Lack of evidence makes his claims easier to make. Aside from the blatant lawbreaking that happened during the collection of the bodies, and the refusal to answer family members’ questions about their loved ones, there is also reason to suspect that video evidence was destroyed and that fraudulent testimony was given in order to discredit the investigation and deflect responsibility for the deaths.

One way that victims’ family members were able to prove that their loved ones left the Palace alive is by identifying them on video recordings. But this was fraught with difficulties as the videos were not easy to come by – as the family members of one of the disappeared, Bernardo Beltrán Hernández, found out when they asked various media outlets for the videos and could not get copies. Colombian state prosecutor Ángela Maria Buitrago reported similar difficulties when trying to recover videos for her investigation, stating that 75 videos had simply disappeared.

1985 siege of the Palace of Justice

The Bogota Supreme Court burning in the 1985 siege.

Another way to prove that the disappeared didn’t die in the Palace is to rely on testimony from the soldiers and the police themselves. Unfortunately, two of these testimonies might have deepened the emotional trauma felt by the victims’ families. The first testimony, from police officer Ricardo Gámez Mazuera, claims Carlos Rodríguez left the Palace alive and was taken to the Casa del Florero to be tortured under the orders of Colonel Plazas Vega. His testimony was discredited by the Procurador’s Office, which pointed out he was not formally affiliated with state security services at that time. Those who defend Gámez say that it was common for the military to work with intelligence agents, as Gámez claims to have been. The second witness, Corporal Edgar Villamizar, gave testimony so riddled with inconsistencies that journalist Daniel Coronell suggested that Villamizar was sent by the military to frame Plazas Vega for crimes committed by people that the military wanted to protect.

This trail of destroyed evidence and questionable witnesses could potentially lead to Plazas Vega walking out a free man. The families of the disappeared will be left without answers but with the knowledge that the military, possibly intentionally, took away their chances of ever knowing what happened to their loved ones.

Summary of the events


In 1984, Colombian President Belisario Betancur and the now-demobilised terrorist group M-19 agree to a ceasefire. The M-19 then claims that the government violated the ceasefire, and plans to take over the Palace of Justice. The group intends to put President Betancur on trial for this violation, with the Supreme Court as judges.

La toma (the takeover)

On November 6, 1985 at 11.40am, 35 members of the M-19 enter the Justice Palace.
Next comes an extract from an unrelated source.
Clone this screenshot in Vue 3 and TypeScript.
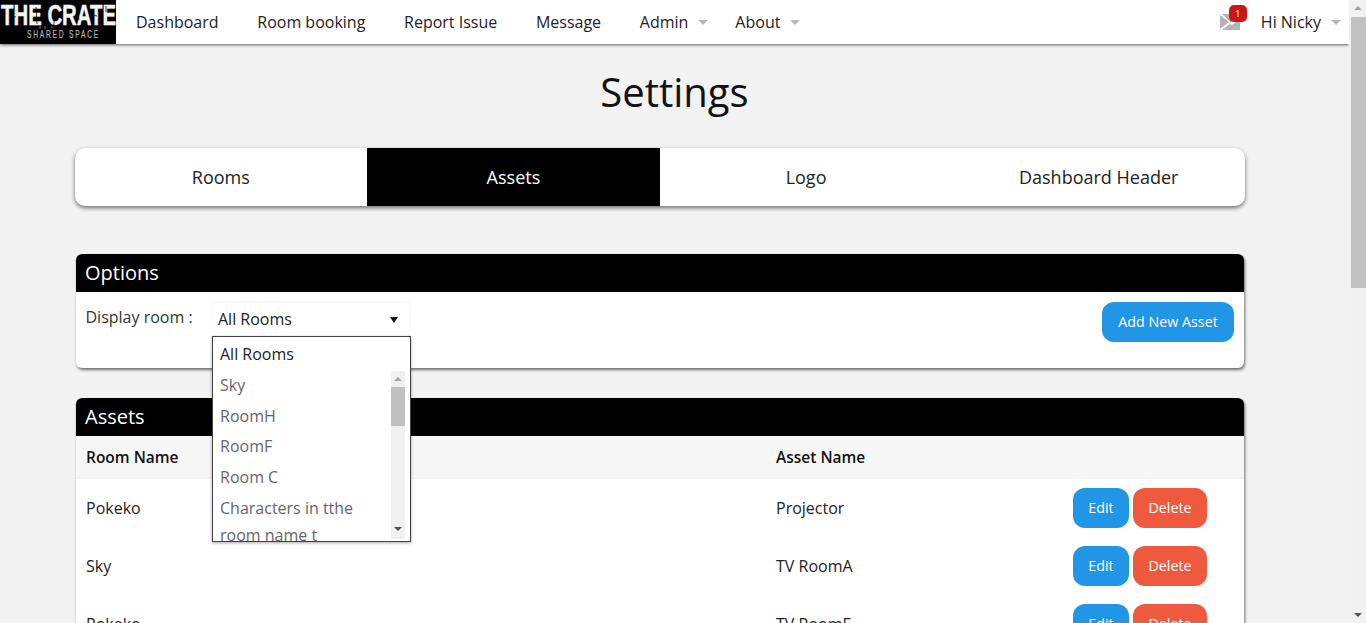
<script setup lang="ts">
const navItems = [
  { label: 'Dashboard', caret: false },
  { label: 'Room booking', caret: false },
  { label: 'Report Issue', caret: false },
  { label: 'Message', caret: false },
  { label: 'Admin', caret: true },
  { label: 'About', caret: true },
]
const tabs = ['Rooms', 'Assets', 'Logo', 'Dashboard Header']
const rooms = ['Sky', 'RoomH', 'RoomF', 'Room C']
const rows = [
  { room: 'Pokeko', asset: 'Projector' },
  { room: 'Sky', asset: 'TV RoomA' },
  { room: 'Pokeko', asset: 'TV RoomE' },
]
</script>

<template>
  <div class="viewport">
    <div class="page">
      <nav class="nav">
        <svg class="logo" width="116" height="44" viewBox="0 0 116 44">
          <rect width="116" height="44" fill="#000" />
          <text x="1" y="25" textLength="115" lengthAdjust="spacingAndGlyphs" class="logo-main">THE CRATE</text>
          <path d="M36 7 L37 24 M44 12 L43 25 M54 18 L54 25 M63 5 L62 13 M77 9 L79 20 M12 16 L16 17 M92 15 L97 16 M106 6 L106 12" stroke="#000" stroke-width="1" opacity="0.75" />
          <path d="M40 26 L40 29 M45 26 L45 29 M52 26 L52 28" stroke="#777" stroke-width="1" />
          <text x="27" y="38" textLength="73" lengthAdjust="spacingAndGlyphs" class="logo-sub">SHARED SPACE</text>
        </svg>
        <ul class="menu">
          <li v-for="item in navItems" :key="item.label" class="menu-item">
            {{ item.label }}<i v-if="item.caret" class="caret"></i>
          </li>
        </ul>
        <div class="user">
          <div class="mail">
            <svg width="20" height="16" viewBox="0 0 20 16">
              <path d="M0 1 L9 8 L0 15 Z M2 0 H20 V2 L11 8.5 Z M2 16 L10 10 L12 11 L20 5 V16 Z" fill="#b4b4b4" />
            </svg>
            <span class="badge">1</span>
          </div>
          <span class="hi">Hi Nicky<i class="caret user-caret"></i></span>
        </div>
      </nav>

      <h1 class="title">Settings</h1>

      <div class="tabs">
        <div v-for="tab in tabs" :key="tab" class="tab" :class="{ active: tab === 'Assets' }">{{ tab }}</div>
      </div>

      <section class="panel options">
        <header class="panel-head">Options</header>
        <div class="options-body">
          <span class="display-label">Display room :</span>
          <div class="select-wrap">
            <div class="select">All Rooms<i class="select-arrow"></i></div>
            <div class="dropdown">
              <div class="dd-first">All Rooms</div>
              <div class="dd-scroll">
                <div class="dd-list">
                  <div v-for="r in rooms" :key="r" class="dd-item">{{ r }}</div>
                  <div class="dd-item dd-wrap">Characters in tthe room name t</div>
                </div>
                <div class="dd-bar">
                  <i class="arrow-up small"></i>
                  <div class="dd-thumb"></div>
                  <i class="arrow-down small"></i>
                </div>
              </div>
            </div>
          </div>
          <button class="btn blue add">Add New Asset</button>
        </div>
      </section>

      <section class="panel assets">
        <header class="panel-head">Assets</header>
        <div class="row thead">
          <span class="col-room">Room Name</span>
          <span class="col-asset">Asset Name</span>
        </div>
        <div v-for="(row, i) in rows" :key="i" class="row">
          <span class="col-room">{{ row.room }}</span>
          <span class="col-asset">{{ row.asset }}</span>
          <span class="actions">
            <button class="btn blue edit">Edit</button>
            <button class="btn red delete">Delete</button>
          </span>
        </div>
      </section>
    </div>

    <div class="scrollbar">
      <i class="arrow-up"></i>
      <div class="thumb"></div>
      <div class="track"></div>
      <i class="arrow-down"></i>
    </div>
  </div>
</template>

<style>
html, body { margin: 0; height: 100%; overflow: hidden; background: #f2f2f2; }
</style>

<style scoped>
.viewport {
  display: flex;
  height: 623px;
  overflow: hidden;
  background: #f2f2f2;
  font-family: "Open Sans", sans-serif;
  font-size: 16px;
  color: #222;
}
.page { width: 1349px; flex: none; overflow: hidden; }

.nav {
  display: flex;
  align-items: center;
  height: 44px;
  background: #fff;
  box-shadow: 0 1px 3px rgba(0, 0, 0, 0.6);
  position: relative;
}
.logo { display: block; flex: none; }
.logo-main {
  font-family: "Liberation Sans", sans-serif;
  font-weight: 700;
  font-size: 29px;
  fill: #f4f4f4;
  stroke: #f4f4f4;
  stroke-width: 0.5px;
}
.logo-sub {
  font-family: "Liberation Sans", sans-serif;
  font-size: 11.5px;
  letter-spacing: 3px;
  fill: #b5b5b5;
  stroke: #b5b5b5;
  stroke-width: 0.2px;
}
.menu {
  display: flex;
  list-style: none;
  margin: 0;
  padding: 0 0 0 20px;
  gap: 38.7px;
}
.menu-item { display: flex; align-items: center; white-space: nowrap; }
.caret {
  display: inline-block;
  width: 0;
  height: 0;
  border-left: 5px solid transparent;
  border-right: 5px solid transparent;
  border-top: 5px solid #b8b8b8;
  margin-left: 9.5px;
  margin-right: -11.2px;
}
.user { margin-left: auto; display: flex; align-items: center; padding-right: 8px; }
.mail { position: relative; width: 20px; height: 16px; margin-right: 21px; }
.mail svg { display: block; }
.badge {
  position: absolute;
  left: 9px;
  top: -9px;
  width: 18px;
  height: 17px;
  border-radius: 5px;
  background: #cc1517;
  color: #fff;
  font-size: 9px;
  line-height: 17px;
  text-align: center;
}
.hi { display: flex; align-items: center; }
.user-caret { margin-left: 10px; margin-right: 0; }

.title {
  margin: 0;
  padding-top: 19px;
  height: 85px;
  box-sizing: border-box;
  text-align: center;
  font-weight: 400;
  font-size: 40px;
  line-height: 58px;
  color: #111;
}

.tabs {
  display: flex;
  width: 1170.5px;
  height: 58px;
  margin: 19px 0 0 74.5px;
  background: #fff;
  border-radius: 10px;
  box-shadow: 0 2px 4px rgba(0, 0, 0, 0.55);
  overflow: hidden;
  font-size: 18px;
}
.tab {
  flex: 1;
  display: flex;
  align-items: center;
  justify-content: center;
  color: #222;
}
.tab.active { background: #000; color: #fff; }

.panel {
  width: 1168px;
  margin-left: 76px;
  background: #fff;
  border-radius: 6px;
  box-shadow: 1px 2px 3px rgba(0, 0, 0, 0.55);
}
.panel-head {
  height: 38px;
  background: #000;
  color: #fff;
  border-radius: 6px 6px 0 0;
  font-size: 20px;
  line-height: 38px;
  padding-left: 9px;
}
.options { margin-top: 48px; height: 114px; position: relative; z-index: 2; }
.options-body { position: relative; display: flex; padding: 10px 10px 10px 9.5px; }
.display-label { width: 126.5px; line-height: 30px; color: #333; }
.select-wrap { position: relative; width: 199px; height: 33px; margin-top: 1px; }
.select {
  height: 33px;
  line-height: 33px;
  margin: 0 1px;
  padding-left: 5px;
  background: #fff;
  border-radius: 3px;
  box-shadow: 0 0 2px rgba(0, 0, 0, 0.12);
  position: relative;
  box-sizing: border-box;
}
.select-arrow {
  position: absolute;
  right: 12px;
  top: 14px;
  border-left: 4px solid transparent;
  border-right: 4px solid transparent;
  border-top: 6px solid #111;
}
.dropdown {
  position: absolute;
  left: 0;
  top: 33px;
  width: 199px;
  height: 206px;
  box-sizing: border-box;
  background: #fff;
  border: 1px solid #444;
  box-shadow: 0 1px 3px rgba(0, 0, 0, 0.35);
  overflow: hidden;
}
.dd-first { height: 33px; line-height: 35px; padding-left: 7px; color: #222; }
.dd-scroll { display: flex; height: 171px; }
.dd-list { flex: 1; overflow: hidden; color: #666; padding-left: 7px; }
.dd-item { height: 30.6px; line-height: 30.6px; }
.dd-wrap { height: auto; line-height: 27px; padding-top: 3px; width: 150px; }
.dd-bar {
  width: 14px;
  margin: 1px 5px 2px 0;
  background: #f0f0f0;
  display: flex;
  flex-direction: column;
  align-items: center;
  position: relative;
}
.dd-thumb { width: 14px; height: 39px; margin-top: 16px; background: #c0c0c0; }
.arrow-up, .arrow-down {
  position: absolute;
  width: 0;
  height: 0;
  border-left: 4px solid transparent;
  border-right: 4px solid transparent;
}
.arrow-up { top: 6px; border-bottom: 4px solid #a3a3a3; }
.arrow-down { bottom: 6px; border-top: 4px solid #505050; }
.arrow-up.small { top: 6px; }
.arrow-down.small { bottom: 8px; }

.btn {
  border: none;
  color: #fff;
  font-family: inherit;
  font-size: 14.3px;
  height: 40px;
  padding: 0 0 2px;
  border-radius: 12px;
}
.blue { background: #2196e6; }
.red { background: #ef5a3f; }
.add { width: 132px; margin-left: auto; }
.edit { width: 56px; }
.delete { width: 74px; margin-left: 4px; }

.assets { margin-top: 30px; height: 400px; }
.row {
  display: flex;
  align-items: center;
  height: 58px;
  padding-left: 10px;
  position: relative;
}
.thead {
  height: 42px;
  background: #f7f7f7;
  font-weight: 600;
  font-size: 15.5px;
  color: #111;
  border-bottom: 1px solid #f2f2f2;
}
.col-room { width: 690px; flex: none; }
.col-asset { width: 297px; flex: none; }
.actions { display: flex; }

.scrollbar {
  flex: none;
  width: 17px;
  position: relative;
  display: flex;
  flex-direction: column;
  align-items: flex-end;
  background: #f1f1f1;
}
.thumb { width: 15px; height: 271px; margin-top: 17px; background: #c1c1c1; }
.track { flex: 1; }
.scrollbar .arrow-up { left: 5px; }
.scrollbar .arrow-down { left: 5px; }
</style>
They take about 350 people hostage, including judges from the high courts the Consejo de Estado and the Supreme Court, and kill two security guards, Eulogio Blanco and Gerardo Díaz Arbeláez.

La retoma (the retaking)

At 1.57 pm, Colonel Luis Alfonso Plazas Vega leads tanks into the Palace of Justice, breaking through the large doors of the building. At 2pm, helicopters drop troops on the roof of the building. As the firefight intensifies, Supreme Court President Alfonso Reyes Echandía sends out a call for a ceasefire over RCN Radio, after several failed attempts to reach the President directly. Reyes also asked for a ceasefire directly from the President of Congress and from General Victor Delgado, but to no avail. President Betancur had already decided there would be no negotiations.

At 7am the next day, Betancur changes his mind and decides to negotiate. He gives the head of the Colombian Red Cross (his chosen representative in the negotiation), a message to take to the guerrillas, but the military doesn’t allow him to deliver it, arguing that it’s too dangerous.

At 2.20pm, the retoma is complete, and the government has regained control of the Palace of Justice. About 120 people had died. 12 people, among them Palace cafeteria staff and one M-19 member, would be subsequently reported as disappeared, with the military suspected of torturing and killing them.